Gentiles thinks the organization of the Porter Flea market is one thing that makes it dynamic and successful.
“From the moment you arrive, you are greeted by delicious food vendors and then you move along a winding path of beautiful handmade goods,” said Gentiles. “The excitement [of] the crowd is contagious.”
Doing business on Etsy as OnePlumSpot, Gresham is a pattern designer and graphic artist who creates stretched canvases, iPhone and iPad cases, bags and hoodies. Her iPhone case designs feature teacups, rotary phones and sewing machines with a retro feel.

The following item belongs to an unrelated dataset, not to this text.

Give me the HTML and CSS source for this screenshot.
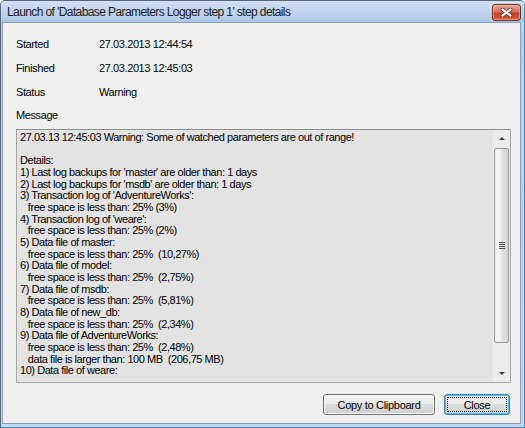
FILE: index.html
```html
<!DOCTYPE html>
<html lang="en">
<head>
    <meta charset="UTF-8">
    <title>Step details</title>
    <link rel="stylesheet" href="styles.css">
</head>
<body>
    <div class="window">
        <div class="titlebar">
            <span class="title">Launch of 'Database Parameters Logger step 1' step details</span>
            <button class="close-x" aria-label="Close">
                <svg width="13" height="9" viewBox="0 0 13 9">
                    <path d="M2.5 1.5 L10.5 7.5 M10.5 1.5 L2.5 7.5" stroke="#5a1a10" stroke-width="3.6" stroke-linecap="round"/>
                    <path d="M2.5 1.5 L10.5 7.5 M10.5 1.5 L2.5 7.5" stroke="#ffffff" stroke-width="2.2" stroke-linecap="round"/>
                </svg>
            </button>
        </div>
        <div class="client">
            <div class="fields">
                <span class="label">Started</span><span class="value">27.03.2013 12:44:54</span>
                <span class="label">Finished</span><span class="value">27.03.2013 12:45:03</span>
                <span class="label">Status</span><span class="value">Warning</span>
                <span class="label">Message</span><span class="value"></span>
            </div>
            <div class="memo">
                <div class="memo-text">27.03.13 12:45:03 Warning: Some of watched parameters are out of range!

Details:
1) Last log backups for 'master' are older than: 1 days
2) Last log backups for 'msdb' are older than: 1 days
3) Transaction log of 'AdventureWorks':
   free space is less than: 25% (3%)
4) Transaction log of 'weare':
   free space is less than: 25% (2%)
5) Data file of master:
   free space is less than: 25%  (10,27%)
6) Data file of model:
   free space is less than: 25%  (2,75%)
7) Data file of msdb:
   free space is less than: 25%  (5,81%)
8) Data file of new_db:
   free space is less than: 25%  (2,34%)
9) Data file of AdventureWorks:
   free space is less than: 25%  (2,48%)
   data file is larger than: 100 MB  (206,75 MB)
10) Data file of weare:</div>
                <div class="scrollbar">
                    <div class="arrow"><span class="tri up"></span></div>
                    <div class="track">
                        <div class="thumb"><span class="grip"></span></div>
                    </div>
                    <div class="arrow"><span class="tri down"></span></div>
                </div>
            </div>
            <div class="buttons">
                <button class="btn">Copy to Clipboard</button>
                <button class="btn default"><span class="focus">Close</span></button>
            </div>
        </div>
    </div>
</body>
</html>
```

FILE: styles.css
```css
body {
    margin: 0;
    padding: 0;
    background-color: #ffffff;
    font-family: 'Liberation Sans', Arial, sans-serif;
    font-size: 11px;
    color: #000000;
}
.window {
    width: 525px;
    height: 428px;
    box-sizing: border-box;
    display: flex;
    flex-direction: column;
    background: linear-gradient(#c9d9ee, #b9cde8 30px, #c6d7ee);
    border: 1px solid #56677f;
    border-right-color: #3a8fcd;
    border-bottom-color: #3a8fcd;
    border-radius: 5px 5px 0 0;
    padding: 0 3px 3px 1px;
}
.titlebar {
    height: 21px;
    display: flex;
    align-items: center;
    justify-content: space-between;
    padding: 0 3px 0 6px;
    background: linear-gradient(#d2e0f2, #aec7e7);
    margin: 0 -3px 0 -1px;
    border-radius: 4px 4px 0 0;
}
.title {
    font-family: 'Liberation Sans', Arial, sans-serif;
    font-size: 12px;
    letter-spacing: -0.6px;
    color: #1a1a1a;
    padding-top: 1px;
}
.close-x {
    width: 29px;
    height: 17px;
    margin-top: 2px;
    padding: 0;
    border: 1px solid #6b2e22;
    border-radius: 3px;
    background: linear-gradient(#e9a99a, #d2735e 45%, #c0432a 55%, #d35f3e);
    display: flex;
    align-items: center;
    justify-content: center;
    box-shadow: inset 0 0 0 1px rgba(255, 200, 180, 0.5);
}
.client {
    flex: 1;
    display: flex;
    flex-direction: column;
    background-color: #f0f0f0;
    border: 1px solid #8d9db5;
    padding: 10px 9px 8px 13px;
}
.fields {
    display: grid;
    grid-template-columns: 83px 1fr;
    grid-auto-rows: 23.6px;
    align-items: center;
}
.label, .value {
    font-size: 11px;
    letter-spacing: -0.4px;
    color: #000000;
}
.memo {
    margin-top: 2px;
    height: 254px;
    box-sizing: border-box;
    display: flex;
    border: 1px solid #a5a5a5;
    border-top-color: #8e8f8f;
    background-color: #e3e3e3;
}
.memo-text {
    flex: 1;
    overflow: hidden;
    white-space: pre;
    padding: 2px 3px;
    line-height: 11.67px;
    font-size: 11px;
    letter-spacing: -0.45px;
}
.scrollbar {
    width: 17px;
    display: flex;
    flex-direction: column;
    background-color: #ececec;
    border-left: 1px solid #e8e8e8;
}
.arrow {
    height: 17px;
    display: flex;
    align-items: center;
    justify-content: center;
}
.tri {
    width: 0;
    height: 0;
    border-left: 3px solid transparent;
    border-right: 3px solid transparent;
}
.tri.up {
    border-bottom: 3px solid #3c3c3c;
}
.tri.down {
    border-top: 3px solid #3c3c3c;
}
.track {
    flex: 1;
    padding: 1px 1px 0 1px;
}
.thumb {
    height: 195px;
    box-sizing: border-box;
    border: 1px solid #9a9a9a;
    border-radius: 2px;
    background: linear-gradient(to right, #eeeeee, #f7f7f7 30%, #e0e0e0 60%, #d2d2d2);
    display: flex;
    align-items: center;
    justify-content: center;
}
.grip {
    width: 6px;
    height: 7px;
    background: repeating-linear-gradient(#4f4f4f 0, #4f4f4f 1px, transparent 1px, transparent 2px);
}
.buttons {
    display: flex;
    justify-content: flex-end;
    gap: 9px;
    margin-top: 11px;
    padding-right: 1px;
}
.btn {
    height: 21px;
    box-sizing: border-box;
    font-family: 'Liberation Sans', Arial, sans-serif;
    font-size: 11px;
    letter-spacing: -0.3px;
    color: #000000;
    border: 1px solid #707070;
    border-radius: 3px;
    background: linear-gradient(#f2f2f2, #ebebeb 50%, #dddddd 50%, #cfcfcf);
    box-shadow: inset 0 0 0 1px #fbfbfb;
    padding: 0;
    width: 112px;
}
.btn.default {
    width: 66px;
    border-color: #3c7fb1;
    box-shadow: inset 0 0 0 1px #48c4f5;
    padding: 2px;
}
.focus {
    display: flex;
    align-items: center;
    justify-content: center;
    height: 100%;
    box-sizing: border-box;
    border: 1px dotted #000000;
}
```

“At Porter Flea, there is such a great variety from all the booths, so you can find something for yourself, your nephew, your boss; there’s just so much to choose from,” said Gresham.
Jessica Leigh Jones makes clothes and accessories that are “a mix of ugly and pretty,” sometimes focusing on throwback adornments like first-place “fair buttons” made from fabric scraps. The name Tuft is taken from a candytuft, a flower that is Jones’ favorite shade of pink.
“Nashville has so many different types of artists. … We have people making cool light bulbs, furniture, prints, leather goods, clothes, baked goods … everything,” said Jones. “Nashville’s low cost of living really draws these types of people, and this is when you actually get to meet them and see what they’ve been up to holed up in their houses and studios.”
Alicia Waters and Drew Binkley create original posters and merchandise. For them, Porter Flea provides a quality- and community-driven place to meet new customers.
“As a small business, Porter Flea allows us to be seen by thousands of shoppers who may never have seen our shop online,” said Waters. “We do not have a storefront, so the exposure they provide is tremendously helpful to our survival. Getting to talk to people face to face about what we do is such a blast.”
Waters and Binkley also credit the holiday market with their venture into custom giftwrap.
“Last year we did a spur-of-the-moment Christmas Vacation-inspired wrapping paper for Porter Flea and ended up gaining a lot of exposure and sales online throughout the holiday season,” said Waters. “We plan on continuing that tradition this year, and we’re adding a new design for Home Alone.”